We're comfortable talking in greater detail about the reach that YES for PCCL's Facebook ads had because renewal passed. But it only passed by 26 votes out of 5,770 cast.  Finding and activating those 26 YES votes (while finding and activating an additional 9% of voters in a General instead of a Primary election) took funding.  We invested $1,500 in the YES efforts. Part was spent on additional signage, some went to new print ads, and some to short radio spots.  But the biggest new opportunity we brought was to let them take $500 of it and spent it on a series of Facebook ads designed to build page Likes, boost particular posts, and get eyeballs on their website messaging.

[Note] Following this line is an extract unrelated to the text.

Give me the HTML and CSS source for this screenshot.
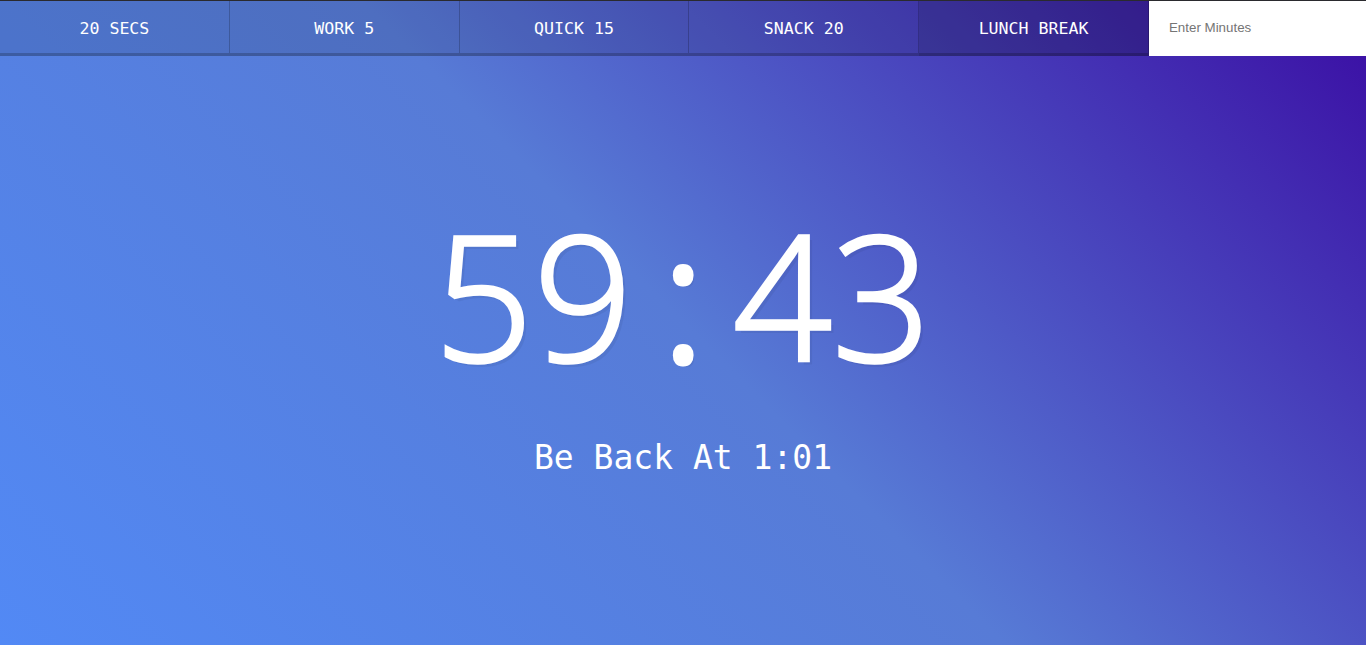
FILE: index.html
```html
<!DOCTYPE html>
<html lang="en">
<head>
<meta charset="UTF-8">
<title>Countdown Timer</title>
<link rel="stylesheet" href="styles.css">
</head>
<body>
<div class="timer">
  <div class="timer__controls">
    <button class="timer__button">20 Secs</button>
    <button class="timer__button">Work 5</button>
    <button class="timer__button">Quick 15</button>
    <button class="timer__button">Snack 20</button>
    <button class="timer__button timer__button--active">Lunch Break</button>
    <form class="timer__form" name="customForm">
      <input class="timer__input" type="text" name="minutes" placeholder="Enter Minutes">
    </form>
  </div>
  <div class="display">
    <h1 class="display__time-left">59<span class="display__colon">:</span>43</h1>
    <p class="display__end-time">Be Back At 1:01</p>
  </div>
</div>
</body>
</html>
```
FILE: styles.css
```css
html {
  box-sizing: border-box;
  font-size: 10px;
  background: linear-gradient(45deg, #5289f5 0%, #577bd6 50%, #3a0ca3 100%);
  min-height: 100%;
}

*, *::before, *::after {
  box-sizing: inherit;
}

body {
  margin: 0;
  text-align: center;
  font-family: "DejaVu Sans Mono", "Liberation Mono", monospace;
}

.timer {
  display: flex;
  min-height: 100vh;
  flex-direction: column;
}

.timer__controls {
  display: flex;
  border-top: 1px solid #2a2a2e;
}

.timer__controls > * {
  flex: 1;
}

.timer__form {
  flex: 1;
  display: flex;
  margin: 0;
}

.timer__input {
  flex: 1;
  min-width: 0;
  border: 0;
  padding: 19px 20px 21px;
  font-family: "Liberation Sans", Arial, sans-serif;
  font-size: 13.3333px;
  background: #fff;
}

.timer__input::placeholder {
  color: #757575;
}

.timer__button {
  cursor: pointer;
  color: #fff;
  font-size: 16.6px;
  text-transform: uppercase;
  background: rgba(0, 0, 0, 0.1);
  border: 0;
  border-bottom: 3px solid rgba(0, 0, 0, 0.2);
  border-right: 1px solid rgba(0, 0, 0, 0.2);
  padding: 11px 10px 9px;
  font-family: "DejaVu Sans Mono", "Liberation Mono", monospace;
}

.timer__button--active {
  background: rgba(0, 0, 0, 0.2);
}

.display {
  flex: 1;
  display: flex;
  flex-direction: column;
  align-items: center;
  justify-content: center;
}

.display__time-left {
  font-family: "Open Sans", "DejaVu Sans", sans-serif;
  font-weight: 300;
  font-size: 173px;
  line-height: 200px;
  letter-spacing: 0.6px;
  font-variant-numeric: tabular-nums;
  -webkit-text-stroke: 3.5px #fff;
  margin: 0;
  color: #fff;
  text-shadow: 4px 4px 0 rgba(0, 0, 0, 0.05);
  white-space: nowrap;
}

.display__colon {
  display: inline-block;
  width: 100px;
  letter-spacing: 0;
  text-align: center;
  -webkit-text-stroke: 7px #fff;
}

.display__end-time {
  font-size: 33px;
  line-height: 40px;
  color: #fff;
  margin: 44px 0 30px;
}
```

Paulding County isn't a big place.  The total Facebook user base there is about 6,400 voting age adults.  When we look at just people who are 24 years old and older, it's about 5,000 people (18 - 24 year olds don't interact with political ads as much).  When looking at just women on Facebook, it's 3,000 people (ads to men perform less effectively than to women).  For just $5 a day, the county-wide ads could reach between 500 - 1200 people.  For $22 a day, they would top-out their inventory of available Facebook users.  With our help, every endorsement in the local press was boosted.  Every picture of families putting up their yard sign was carried around the county with an ad spend.  Every good word written by neighbors to tell other neighbors about how important the library is and how crucial for their community a Yes vote was on November 4th was enhanced and broadcast.  By the end of the campaign there were 235 Likes on the page.  The reach for advertising to their 'friends of friends' was nearly 100% of Facebook users in the County.  For a little under $500 there were 27,000 ad impressions, 800 page interactions, and 26 more YES votes than NO votes.  It was our investment in securing $440,000 per year for 4 years to run the library.  If you are doing the math, that's $19,23 per vote.  No money changed hands for those votes, though.  It was ad impressions plus Get Out the Vote and Information Only campaigning at work.